The Philippine Constitution states clearly the assignment of fiscal responsibility. The President prepares the national budget and submits the same to Congress for authorization. Congress reviews and amends the budget and finally authorizes it. Then the President executes the budget as approved by Congress, subject to his line-item veto.

In fact, the Constitution is quite strict on the implementation of the budget. Article VI, Section 25 (5) states: “No law shall be passed authorizing any transfer of appropriations; however, the President, the President of the Senate, the Speaker of the House of Representatives, the Chief Justice of the Supreme Court, and the heads of Constitutional Commissions may, by law, be authorized to augment any item in the general appropriations law for their respective offices from savings in other items of their respective appropriations.”


Yet, a huge chunk of the national budget — about 155 billion in the case of DPWH and 28,6 billion in the case of DoTC — may be realigned right after it has been signed into law, without prior approval by the President and Congress.

Special Provision (9) in the DoTC’s budget [General Appropriations Act of 2013, p. 1144] provides:

“Realignment of Funds.
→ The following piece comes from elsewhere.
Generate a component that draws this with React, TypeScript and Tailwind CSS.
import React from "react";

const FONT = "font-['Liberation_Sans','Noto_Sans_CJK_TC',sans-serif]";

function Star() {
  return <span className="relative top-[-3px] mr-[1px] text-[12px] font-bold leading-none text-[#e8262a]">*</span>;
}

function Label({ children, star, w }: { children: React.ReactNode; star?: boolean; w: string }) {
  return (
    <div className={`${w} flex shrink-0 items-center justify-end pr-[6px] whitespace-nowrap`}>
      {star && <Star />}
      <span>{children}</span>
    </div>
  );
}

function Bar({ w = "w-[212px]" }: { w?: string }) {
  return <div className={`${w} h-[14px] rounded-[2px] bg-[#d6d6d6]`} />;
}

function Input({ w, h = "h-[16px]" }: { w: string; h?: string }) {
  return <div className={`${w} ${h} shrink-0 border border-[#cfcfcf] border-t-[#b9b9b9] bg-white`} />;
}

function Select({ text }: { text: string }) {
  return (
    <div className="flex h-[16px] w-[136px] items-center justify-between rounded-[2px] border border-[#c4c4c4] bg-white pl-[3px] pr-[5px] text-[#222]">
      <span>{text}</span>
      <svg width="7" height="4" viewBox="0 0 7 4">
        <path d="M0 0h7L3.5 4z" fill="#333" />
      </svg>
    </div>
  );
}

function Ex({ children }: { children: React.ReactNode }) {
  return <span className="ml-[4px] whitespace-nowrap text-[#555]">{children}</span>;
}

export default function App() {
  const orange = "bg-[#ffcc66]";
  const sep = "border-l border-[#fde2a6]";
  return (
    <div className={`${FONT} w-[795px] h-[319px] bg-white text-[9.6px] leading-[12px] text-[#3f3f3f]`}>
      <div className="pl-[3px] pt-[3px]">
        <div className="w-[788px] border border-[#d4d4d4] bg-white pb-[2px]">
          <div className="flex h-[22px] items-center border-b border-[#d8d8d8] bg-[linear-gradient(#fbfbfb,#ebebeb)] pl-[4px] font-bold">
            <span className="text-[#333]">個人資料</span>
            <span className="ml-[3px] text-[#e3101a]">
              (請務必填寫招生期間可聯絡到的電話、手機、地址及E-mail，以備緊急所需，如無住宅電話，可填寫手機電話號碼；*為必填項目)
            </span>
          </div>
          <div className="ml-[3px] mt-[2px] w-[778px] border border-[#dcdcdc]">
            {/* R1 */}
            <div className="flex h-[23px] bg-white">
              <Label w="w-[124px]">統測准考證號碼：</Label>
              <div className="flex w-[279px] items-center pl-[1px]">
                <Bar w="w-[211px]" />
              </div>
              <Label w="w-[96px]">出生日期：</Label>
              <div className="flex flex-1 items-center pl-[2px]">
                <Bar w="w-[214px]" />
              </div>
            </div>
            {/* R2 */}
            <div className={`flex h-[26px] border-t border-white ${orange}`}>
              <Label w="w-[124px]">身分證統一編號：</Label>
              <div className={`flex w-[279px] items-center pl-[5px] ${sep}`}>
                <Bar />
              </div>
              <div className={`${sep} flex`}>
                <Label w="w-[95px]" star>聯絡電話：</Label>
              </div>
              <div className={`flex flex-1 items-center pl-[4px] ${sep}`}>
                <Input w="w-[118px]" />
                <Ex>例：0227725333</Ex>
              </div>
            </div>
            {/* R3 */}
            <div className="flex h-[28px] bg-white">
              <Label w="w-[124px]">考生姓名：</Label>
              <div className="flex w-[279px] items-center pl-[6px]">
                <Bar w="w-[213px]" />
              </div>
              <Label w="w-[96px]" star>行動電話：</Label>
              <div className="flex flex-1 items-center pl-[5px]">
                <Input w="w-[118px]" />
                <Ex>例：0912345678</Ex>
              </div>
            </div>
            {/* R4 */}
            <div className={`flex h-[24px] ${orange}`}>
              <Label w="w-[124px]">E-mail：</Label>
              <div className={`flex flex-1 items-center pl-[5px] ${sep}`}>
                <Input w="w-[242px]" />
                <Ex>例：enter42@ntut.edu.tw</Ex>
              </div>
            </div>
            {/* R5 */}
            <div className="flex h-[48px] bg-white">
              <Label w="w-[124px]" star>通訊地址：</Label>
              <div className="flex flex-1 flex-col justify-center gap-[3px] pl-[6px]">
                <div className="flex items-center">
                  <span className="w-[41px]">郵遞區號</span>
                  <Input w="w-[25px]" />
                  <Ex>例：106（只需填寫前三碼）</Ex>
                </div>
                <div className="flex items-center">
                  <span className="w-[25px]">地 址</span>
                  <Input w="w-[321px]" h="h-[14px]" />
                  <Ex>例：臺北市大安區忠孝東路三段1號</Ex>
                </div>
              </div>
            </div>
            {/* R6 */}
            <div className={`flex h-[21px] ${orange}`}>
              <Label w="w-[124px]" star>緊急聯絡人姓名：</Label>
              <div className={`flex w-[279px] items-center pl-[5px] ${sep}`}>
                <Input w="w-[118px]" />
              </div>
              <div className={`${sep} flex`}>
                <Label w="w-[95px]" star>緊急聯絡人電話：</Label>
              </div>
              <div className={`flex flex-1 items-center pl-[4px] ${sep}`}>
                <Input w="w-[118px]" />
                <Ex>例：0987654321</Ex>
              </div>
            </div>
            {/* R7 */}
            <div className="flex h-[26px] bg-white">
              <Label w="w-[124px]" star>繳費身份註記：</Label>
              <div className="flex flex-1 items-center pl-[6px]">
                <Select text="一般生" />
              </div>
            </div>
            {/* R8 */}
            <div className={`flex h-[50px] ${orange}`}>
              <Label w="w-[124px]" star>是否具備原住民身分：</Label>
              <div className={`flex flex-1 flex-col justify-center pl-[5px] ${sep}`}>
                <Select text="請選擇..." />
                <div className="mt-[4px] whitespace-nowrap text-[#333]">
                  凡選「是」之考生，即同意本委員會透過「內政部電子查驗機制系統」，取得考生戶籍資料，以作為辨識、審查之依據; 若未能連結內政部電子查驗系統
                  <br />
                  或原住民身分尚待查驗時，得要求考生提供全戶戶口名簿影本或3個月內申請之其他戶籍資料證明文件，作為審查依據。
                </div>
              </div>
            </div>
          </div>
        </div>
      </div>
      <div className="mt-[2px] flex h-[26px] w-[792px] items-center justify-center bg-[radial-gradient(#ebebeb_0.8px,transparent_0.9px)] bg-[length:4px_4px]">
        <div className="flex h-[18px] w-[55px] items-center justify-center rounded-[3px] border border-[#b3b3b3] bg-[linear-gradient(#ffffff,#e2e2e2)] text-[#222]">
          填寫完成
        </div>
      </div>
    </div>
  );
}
The Secretary of Transportation and Communications is authorized to approve: (a) realignment of allotment released from appropriations of the Department from one project/scope or work to another: PROVIDED, that (i) the realignment shall be made only once to another project/scope of work within the same category, as the original project and within the same DOTC implementing unit; and (ii) the allotment released has not been obligated for the original project/scope of work; and (b) realignment of unutilized allotment from a project/scope of work that are: (i) still available after completion or fiscal discontinuance or abandonment of work, activity, or purpose for which the allotment is authorized; or (ii) realized from the implementation of measures resulting in improved systems and inefficiencies allowing for lesser costs in project implementation: PROVIDED, FURTHER, That the realignment shall be made to an existing program, activity or project of the Department and within the same DOTC Implementing Unit: PROVIDED, FINALLY, That the Secretary of Transportation and Communications shall inform the DBM, in writing, of every such realignment within five (5) calendar days from its approval and shall post the realignment on the DOTC website the same period.” xxx

“Implementation of this provision shall be subject to guidelines to be prepared by the DOTC.”
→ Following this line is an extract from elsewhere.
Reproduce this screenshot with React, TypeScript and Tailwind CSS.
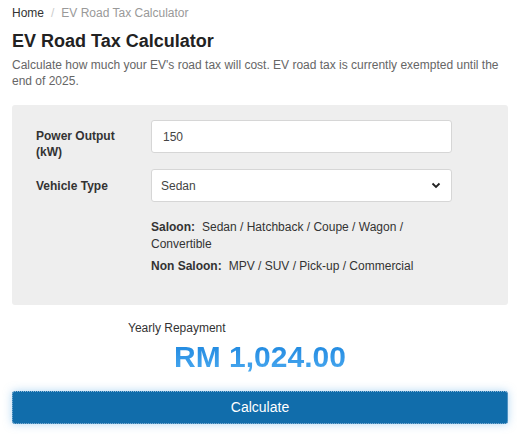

The same privilege to realign funds has been given to the DPWH Secretary. Worse, both secretaries may prepare the implementing rules without getting the approval, or even concurrence of the DBM Secretary, the President’s alter ego on budgetary matters. What do you have to say, Secretary Abad?

What is anomalous is that the President did not even seek from Congress the DoTC Secretary’s power to realign funds. He certainly did not include it in his 2013 Budget submission to Congress. Yet, Congress inserted it, and the President, willingly or through negligence, allowed it by not exercising his line-item veto power. What a mess!

It takes about a year to prepare a budget and have it approved by Congress. Yet, after the budget has been prepared and approved by Congress, the secretaries of two favored agencies — Public Works and Highways and Transportation and Communications — may still replace authorized programs and projects with new ones. It reflects sloppiness on the part of DBM. At the same time, it shows how poorly legislators regard their power of the purse.

This is not a trivial matter. In fact, it violates the essence of congressional authorization in the use of public funds. Imagine replacing multibillion project A which has been incorporated in the President’s budget, and after a review by both houses of Congress, has been approved being replaced by an entirely new project B.

What could possibly justify such substitution? That project B is a better project than A? This raises a lot of legal and policy questions. First, can such substitution be even done without prior approval of the President and Congress? It implies a significant reassignment of power from one branch of government to another, from Congress to the President, and from the President to his select cabinet members — the DPWH Secretary and the DOTC Secretary. Doesn’t this make the entire budget process a joke?

Second, what happened to the much-vaunted zero-based budgeting (ZBB)? Had ZBB been seriously applied, there would have been no need for project substitution. Was it a failure of the ZBB approach? Or was ZBB just a passing fad rather than a serious budget reform?


Third, this makes monitoring of government programs and projects even more difficult. Policy think tanks, scholars, politicians, and the general public monitor programs and projects to see whether those authorized by Congress are being implemented properly and efficiently. Yet, the realignment of projects the DPWH and DoTC secretaries after Congress has approved the budget makes the monitoring of projects an even more tedious task. It’s like shooting a moving target. And it doesn’t foster openness.

Fourth, this makes the budget process in the future potentially messier. What if other department secretaries ask for the same power to realign funds as now enjoyed by the DPWH secretary and the DoTC secretary? What if individually Mr. Aquino’s secretaries lobby with Congress for the power to realign even if the President has not requested for the same?

By now, the absurdity of this budget mess should be clear. There’s plenty of blame to share around. DBM authorities should share blame for first, letting the insertion of the special provision on realignment of fund and second, for not asking the President to exercise his line-item veto power.

The members of Congress should share blame for not exercising the power of the purse. Congress has failed to scrutinize the budget carefully.

The President should share blame for not being hands-on in preparing the budget and for failing to exercise his line-item veto power. At the very least, he should reprimand the Cabinet member (s) who allowed the diminution of his presidential power to implement the budget.